Monday, December 31, 2018

Only Three Percent of Young Russians Want to Work in Private Sector, Study Finds

Paul Goble

            Staunton, December 30 – Only three percent of young Russians want to work in the private sector with more than 60 percent saying they would prefer the stability offered by employment in major companies linked to the government or even the government itself, according to a new sociological study of young people in Tyumen.
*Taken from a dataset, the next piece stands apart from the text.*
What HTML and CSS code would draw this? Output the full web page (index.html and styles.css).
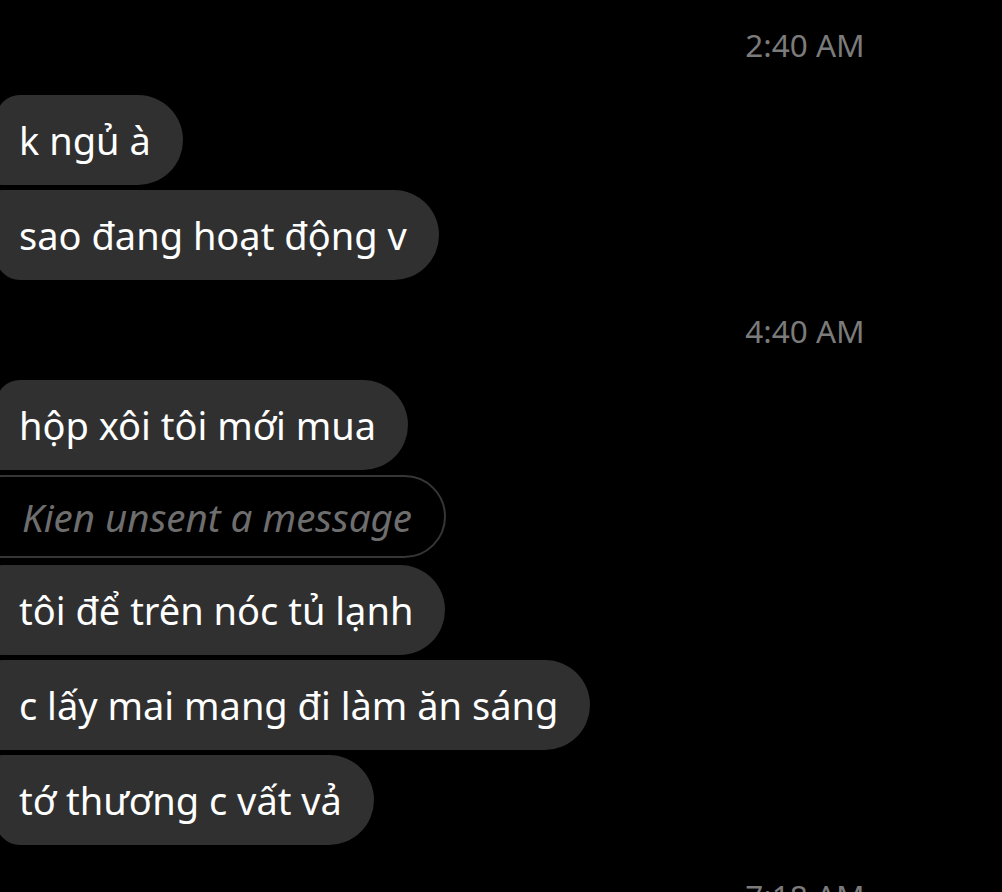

            Elena Andrianova, Anna Tarasova and Irina Pecherkina surveyed Russians aged 18 to 30 in 2006 and 2016 to reach that conclusion (“Motives and Labor Values of the Young: Paradoxes of Development” (in Russian), Monitoring obshchestvennogo mneniya 3(2018) at

            Young people in both the pre-crisis year of 2006 and the crisis one of 2016 preferred the stability that government employment offers compared to the economic possibilities of the private sector even in Tyumen, one of the most economically prosperous regions of the Russian Federation, the three sociologists say.

            And they stress that “despite the lengthy period during which market reforms have been carried out, paternalist attitudes among the young have not disappeared into the past.” Instead, “the motivation of ‘stability’ has only intensified,” with the young preferring smaller salaries they can count on to larger ones that may at some point be at risk.

            Moreover, they say, this preference for stability over opportunity now affects ever younger Russians.  In 2006, the former dominated the latter only in groups over the age of 38; in 2016, it dominates all groups over the ages of 27 to 29. That means that in Tyumen, the share of market-oriented Russians is falling.

Some, perhaps most of this shift reflects an entirely understandable reaction to the increasing difficulties Russians face as a result of the economic crisis and sanctions; but it also reflects the way in which the media talk about the various sectors, with government presented in a largely positive light and the private sector in a negative one.

In presenting this article to a larger audience, Pavel Pryannikov of the Tolkovatel portal says that the study shows that “even young people in Russia want stability, which they understand as providing social and labor guarantees” and are willing to accept lower pay to get it (

“This may be called paternalism (still of the Soviet type) or possibly social democratic since the young people do not cast doubt on the existence of a market economy” even though ever fewer of them want to work in it,” Pryannikov says.   But he argues that “the government cannot satisfy this demand” because it is cutting back government employment as well.

And that means, he continues, that “the gap between expectations and realities of Russian young people will only grow since private business is not interested in such ‘stability’” either.